Thanks for sharing this. I'm not sure how we get the 100 threshold, I guess this is the result of many iterations. Let me dig into the SampleProfileSummaryBuilder to see the chance.

hoy added inline comments.Jan 15 2021, 4:29 PM
llvm/tools/llvm-profgen/ProfileGenerator.cpp
33

Yes, it is a number from experiments. The logic in the profile summary builder is a bit different in that it sorts all samples by weight and treats the samples below a given percentage (say 0.01%) as cold. In order words, if there are more than 99.99% samples that are hotter than the current one, then the current is treated as cold. That's the logic used in the compiler.
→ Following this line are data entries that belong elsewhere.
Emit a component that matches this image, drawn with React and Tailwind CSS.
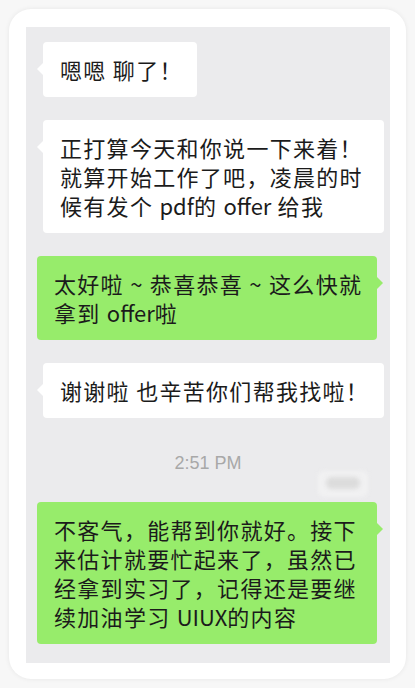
import React from 'react';

// Latin words inside the chat text sit without the extra CJK tracking
const L = ({ children }) => <span className="tracking-normal">{children}</span>;

const messages = [
  { side: 'left', fit: true, lines: ['嗯嗯 聊了！'] },
  {
    side: 'left',
    lines: [
      '正打算今天和你说一下来着！',
      '就算开始工作了吧，凌晨的时',
      <>候有发个 <L>pdf</L>的 <L>offer</L> 给我</>,
    ],
  },
  { side: 'right', lines: ['太好啦 ~ 恭喜恭喜 ~ 这么快就', <>拿到 <L>offer</L>啦</>] },
  { side: 'left', lines: ['谢谢啦 也辛苦你们帮我找啦！'] },
];

const lastMessage = {
  side: 'right',
  lines: [
    '不客气，能帮到你就好。接下',
    '来估计就要忙起来了，虽然已',
    '经拿到实习了，记得还是要继',
    <>续加油学习 <L>UIUX</L>的内容</>,
  ],
};

const Bubble = ({ msg }) => {
  const isMe = msg.side === 'right';
  return (
    <div
      className={`relative rounded-[4px] py-[13px] pl-[17px] text-[22px] leading-[29px] tracking-[1.3px] text-[#1b1b1b] ${
        isMe ? 'ml-[11px] mr-[13px] bg-[#97ec6b]' : 'ml-[17px] mr-[6px] bg-white'
      } ${msg.fit ? 'w-fit pr-[14px]' : ''}`}
    >
      {msg.lines.map((line, i) => (
        <div key={i} className="whitespace-nowrap">{line}</div>
      ))}
      {isMe ? (
        <span className="absolute right-[-6px] top-[21px] h-0 w-0 border-y-[6px] border-l-[6px] border-y-transparent border-l-[#97ec6b]" />
      ) : (
        <span className="absolute left-[-6px] top-[21px] h-0 w-0 border-y-[6px] border-r-[6px] border-y-transparent border-r-white" />
      )}
    </div>
  );
};

export default function App() {
  return (
    <div
      className="h-[688px] w-[415px] bg-[#f7f7f7] p-[9px]"
      style={{ fontFamily: '"Noto Sans CJK SC", "Noto Sans", sans-serif' }}
    >
      <div className="h-[670px] rounded-[22px] bg-white pb-[16px] pl-[17px] pr-[16px] pt-[18px] shadow-[0_0_5px_rgba(0,0,0,0.07)]">
        <div className="flex h-[636px] flex-col gap-[23px] bg-[#ebebed] pt-[15px]">
          {messages.map((m, i) => (
            <Bubble key={i} msg={m} />
          ))}

          {/* time divider, with the blurred smudge beside it */}
          <div className="relative mt-[12px] flex h-[20px] justify-center">
            <span className="font-['Liberation_Sans',sans-serif] text-[18px] leading-[20px] text-[#a8a8a8]">2:51 PM</span>
            <div className="absolute left-[292px] top-[18px] h-[26px] w-[50px] rounded-[6px] bg-[#f1f1f2] blur-[2px]" />
            <div className="absolute left-[300px] top-[24px] h-[12px] w-[34px] rounded-full bg-[#dcdcdc] blur-[2px]" />
          </div>

          <div className="mt-[6px]">
            <Bubble msg={lastMessage} />
          </div>
        </div>
      </div>
    </div>
  );
}
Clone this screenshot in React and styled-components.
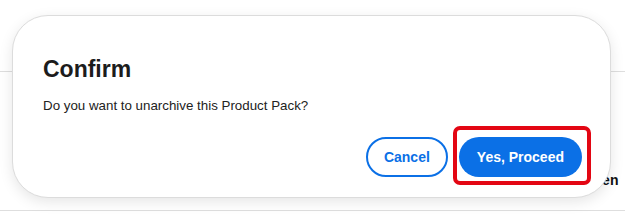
import styled, { createGlobalStyle } from 'styled-components'

const GlobalStyle = createGlobalStyle`
    body {
        margin: 0;
        background: #ffffff;
        font-family: "Liberation Sans", Arial, sans-serif;
    }
`

const Page = styled.div`
    position: relative;
    width: 625px;
    height: 223px;
    overflow: hidden;
    background: #ffffff;
`
const Row = styled.div`
    display: grid;
    grid-template-columns: 1fr 40px;
    align-items: end;
    height: ${props => props.height}px;
    border-bottom: 1px solid #dedede;
`
const Cell = styled.div`
    white-space: nowrap;
    overflow: hidden;
    font-size: 14px;
    font-weight: bold;
    color: #111;
    padding-bottom: ${props => props.bottom || 0}px;
`
const Dialog = styled.div`
    position: absolute;
    left: 12px;
    top: 15px;
    width: 599px;
    box-sizing: border-box;
    display: flex;
    flex-direction: column;
    padding: 39px 28px 20px 30px;
    background: #ffffff;
    border: 1px solid #dcdcdc;
    border-radius: 36px;
    box-shadow: 0 4px 14px rgba(0, 0, 0, 0.1);
`
const Title = styled.h2`
    margin: 0;
    font-size: 23px;
    line-height: 28px;
    font-weight: bold;
    color: #1c1c1c;
`
const Message = styled.p`
    margin: 14px 0 0;
    font-size: 13.33px;
    line-height: 18px;
    color: #222;
`
const Actions = styled.div`
    display: flex;
    justify-content: flex-end;
    gap: 11px;
    margin-top: 22px;
`
const Button = styled.button`
    box-sizing: border-box;
    height: 40px;
    padding: 0 ${props => props.primary ? 18 : 16}px;
    border-radius: 20px;
    border: ${props => props.primary ? 'none' : '2px solid #0b70e6'};
    background: ${props => props.primary ? '#0b70e6' : '#ffffff'};
    color: ${props => props.primary ? '#ffffff' : '#0b70e6'};
    font-family: "Liberation Sans", Arial, sans-serif;
    font-size: 14px;
    font-weight: bold;
    cursor: pointer;
`
const Highlight = styled.span`
    position: relative;
    display: inline-flex;
`
const Marker = styled.span`
    position: absolute;
    top: -11px;
    bottom: -8px;
    left: -6px;
    right: -9px;
    border: 4px solid #e30613;
    border-radius: 7px;
    pointer-events: none;
`

const App = () => {
    return ( <>
        <GlobalStyle />
        <Page>
            <Row height={71}><Cell /></Row>
            <Row height={138}>
                <Cell />
                <Cell bottom={22}>Then</Cell>
            </Row>
            <Dialog>
                <Title>Confirm</Title>
                <Message>Do you want to unarchive this Product Pack?</Message>
                <Actions>
                    <Button>Cancel</Button>
                    <Highlight>
                        <Button primary>Yes, Proceed</Button>
                        <Marker />
                    </Highlight>
                </Actions>
            </Dialog>
        </Page>
    </> );
}

export default App;
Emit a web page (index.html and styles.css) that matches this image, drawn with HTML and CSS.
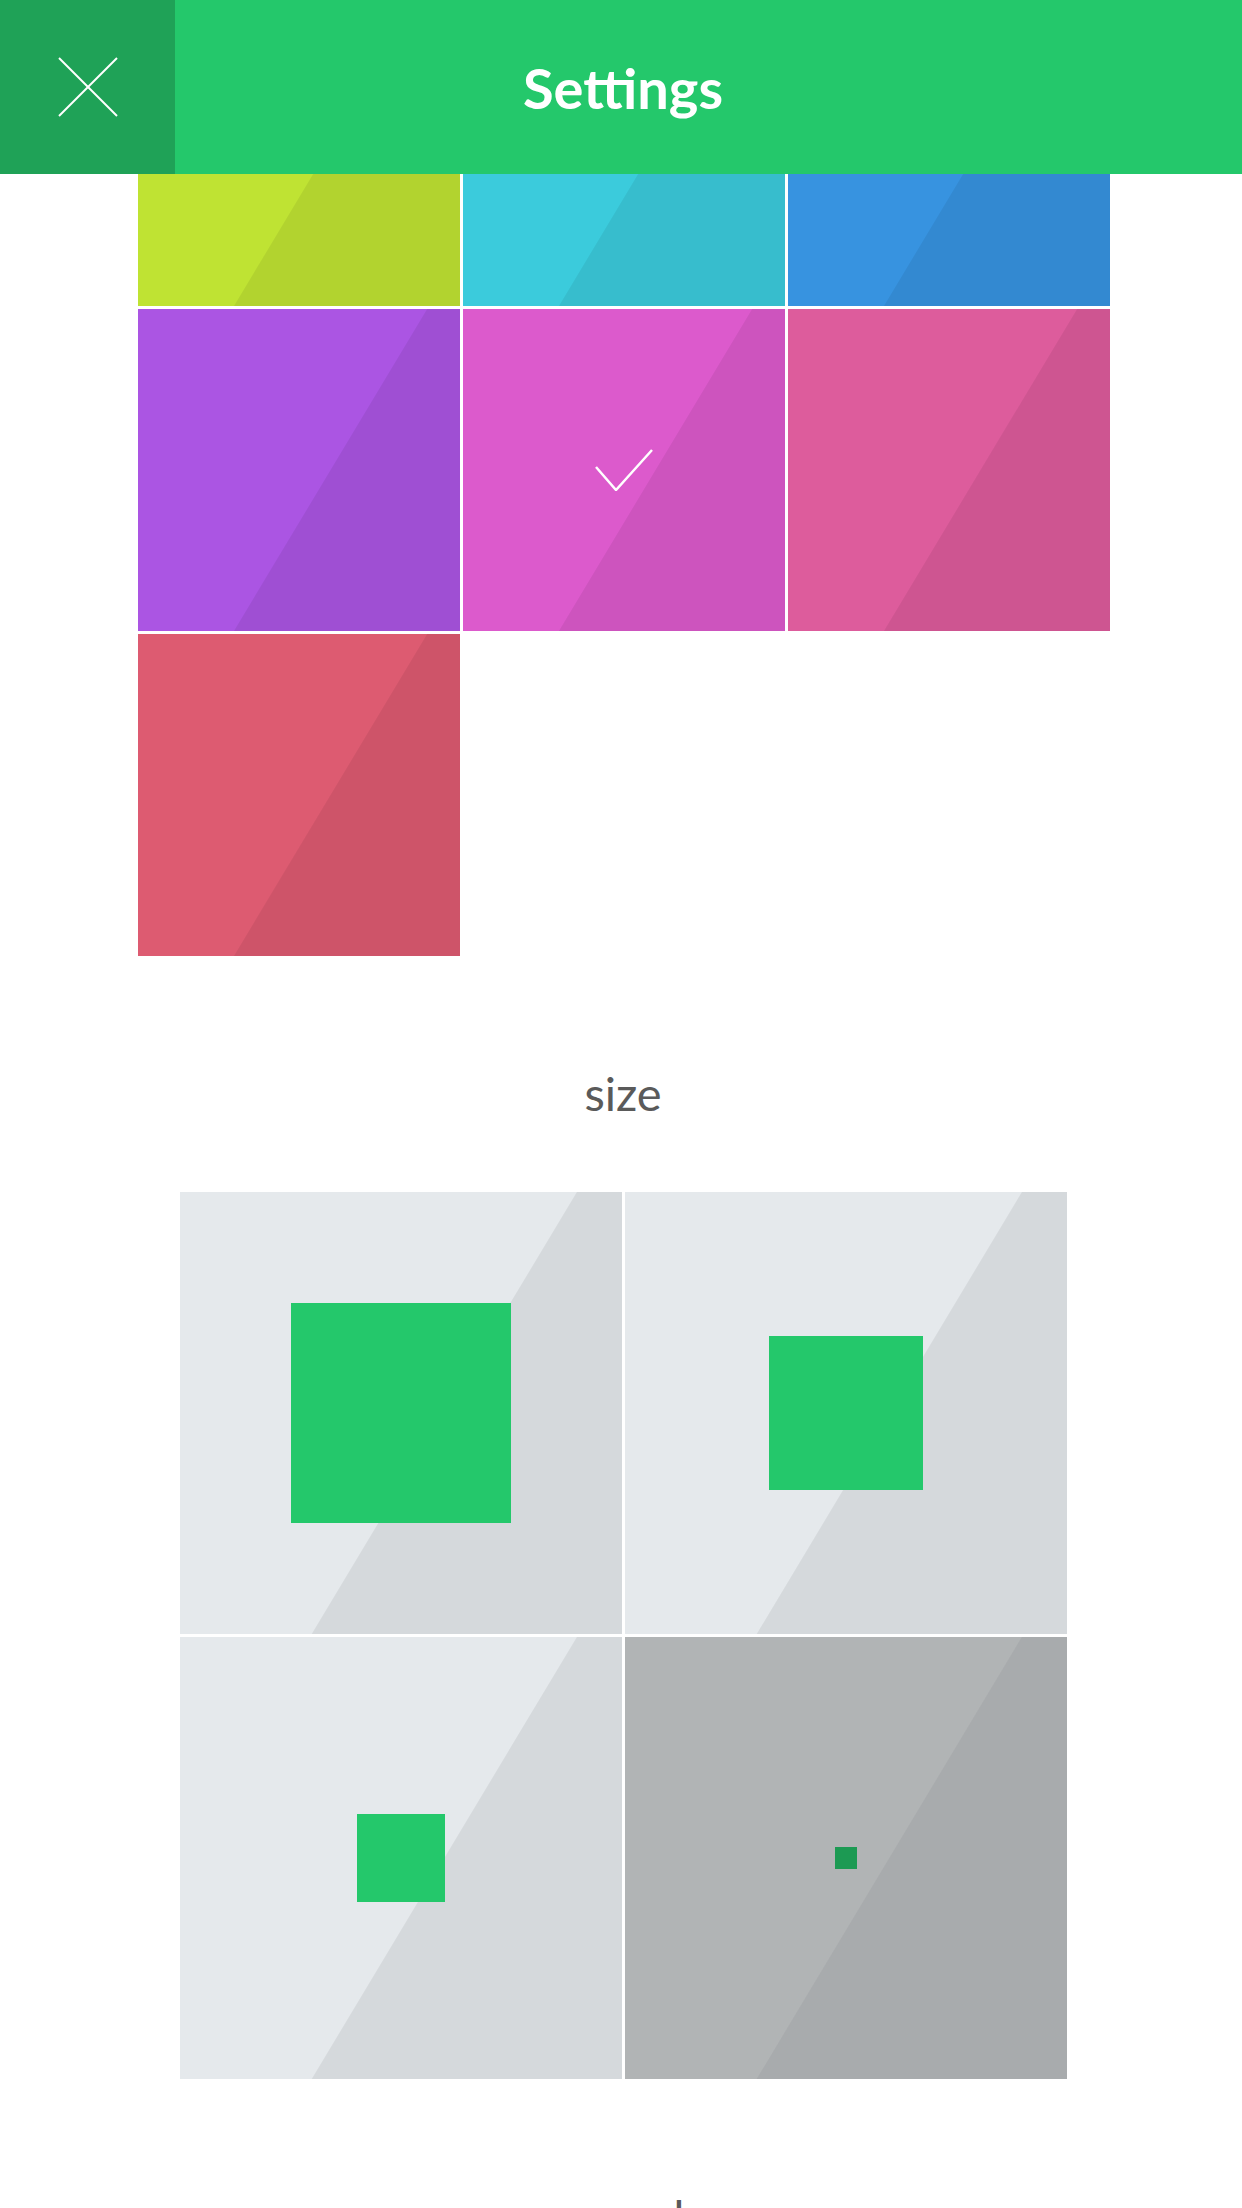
FILE: index.html
```html
<!DOCTYPE html>
<html>
<head>
  <title>Settings</title>
  <link rel="stylesheet" href="styles.css">
</head>
<body>
  <header class="topbar">
    <button class="close-btn" aria-label="Close">
      <svg width="60" height="60" viewBox="0 0 60 60">
        <line x1="1" y1="1" x2="59" y2="59" />
        <line x1="59" y1="1" x2="1" y2="59" />
      </svg>
    </button>
    <h1 class="title">Settings</h1>
    <div class="spacer"></div>
  </header>

  <main class="scroller">
    <div class="content">
      <section class="swatches">
        <div class="swatch lime"></div>
        <div class="swatch cyan"></div>
        <div class="swatch blue"></div>
        <div class="swatch purple"></div>
        <div class="swatch magenta">
          <svg class="check" width="58" height="42" viewBox="0 0 58 42">
            <polyline points="1,18 21,41 57,1" />
          </svg>
        </div>
        <div class="swatch pink"></div>
        <div class="swatch red"></div>
      </section>

      <h2 class="section-title">size</h2>

      <section class="sizes">
        <div class="size-tile"><div class="square big"></div></div>
        <div class="size-tile"><div class="square medium"></div></div>
        <div class="size-tile"><div class="square small"></div></div>
        <div class="size-tile selected"><div class="square tiny"></div></div>
      </section>

      <h2 class="section-title">speed</h2>
    </div>
  </main>
</body>
</html>
```

FILE: styles.css
```css
body {
  margin: 0;
  background: #fff;
  font-family: Lato, "Open Sans", sans-serif;
  overflow: hidden;
}
.topbar {
  display: grid;
  grid-template-columns: 175px 1fr 175px;
  height: 174px;
  background-color: #24c86b;
}
.close-btn {
  display: flex;
  align-items: center;
  justify-content: center;
  border: none;
  padding: 0;
  background-color: #1fa257;
}
.close-btn line {
  stroke: #fff;
  stroke-width: 2;
}
.title {
  margin: 0;
  padding-left: 4px;
  align-self: center;
  text-align: center;
  color: #fff;
  font-size: 56px;
  font-weight: 700;
}
.scroller {
  height: 2034px;
  overflow: hidden;
}
.content {
  margin-top: -190px;
}
.swatches {
  display: grid;
  grid-template-columns: repeat(3, 322px);
  grid-auto-rows: 322px;
  gap: 3px;
  padding-left: 138px;
}
.swatch, .size-tile {
  position: relative;
  display: flex;
  align-items: center;
  justify-content: center;
}
.swatch::after, .size-tile::after {
  content: "";
  position: absolute;
  inset: 0;
  background: rgba(0, 0, 0, 0.065);
  clip-path: polygon(89.8% 0, 100% 0, 100% 100%, 29.8% 100%);
}
.lime { background-color: #bfe333; }
.cyan { background-color: #3bcbdc; }
.blue { background-color: #3793e0; }
.purple { background-color: #ab55e3; }
.magenta { background-color: #dc5acc; }
.pink { background-color: #dd5c9c; }
.red { background-color: #dd5b71; }
.check {
  position: relative;
  z-index: 1;
}
.check polyline {
  fill: none;
  stroke: #fff;
  stroke-width: 2.5;
}
.section-title {
  margin: 0;
  padding: 108px 0 70px 4px;
  text-align: center;
  color: #5a5a5a;
  font-size: 47px;
  font-weight: 400;
  line-height: 58px;
}
.sizes {
  display: grid;
  grid-template-columns: repeat(2, 442px);
  grid-auto-rows: 442px;
  gap: 3px;
  padding-left: 180px;
}
.size-tile {
  background-color: #e5e9ec;
}
.size-tile.selected {
  background-color: #b1b4b5;
}
.size-tile.selected::after {
  background: rgba(40, 30, 50, 0.06);
}
.square {
  position: relative;
  z-index: 1;
  background-color: #24c86b;
}
.selected .square {
  background-color: #1c9a53;
}
.big { width: 220px; height: 220px; }
.medium { width: 154px; height: 154px; }
.small { width: 88px; height: 88px; }
.tiny { width: 22px; height: 22px; }
```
wenlei added inline comments.Jan 20 2021, 9:29 AM
llvm/tools/llvm-profgen/ProfileGenerator.cpp
33

Yeah, +1 for what Hongtao said, I wanted to use %-based cutoff, but didn't have access to SampleProfileSummaryBuilder from early prototype.

I think create_llvm_profile tool have both sample_threshold_frac and sample_threshold_absolute? Similarly both could be useful here. We could refine them as we broaden the adoption and continue tuning - I don't have an opinion whether we make all these improvements here or in another patch.

wlei added inline comments.Jan 20 2021, 10:40 AM
llvm/tools/llvm-profgen/ProfileGenerator.cpp
33

Cool, thanks for your informative suggestions! will have a try and add more experiments on SPEC.

This revision was landed with ongoing or failed builds.Feb 4 2021, 11:05 AM
This revision was automatically updated to reflect the committed changes.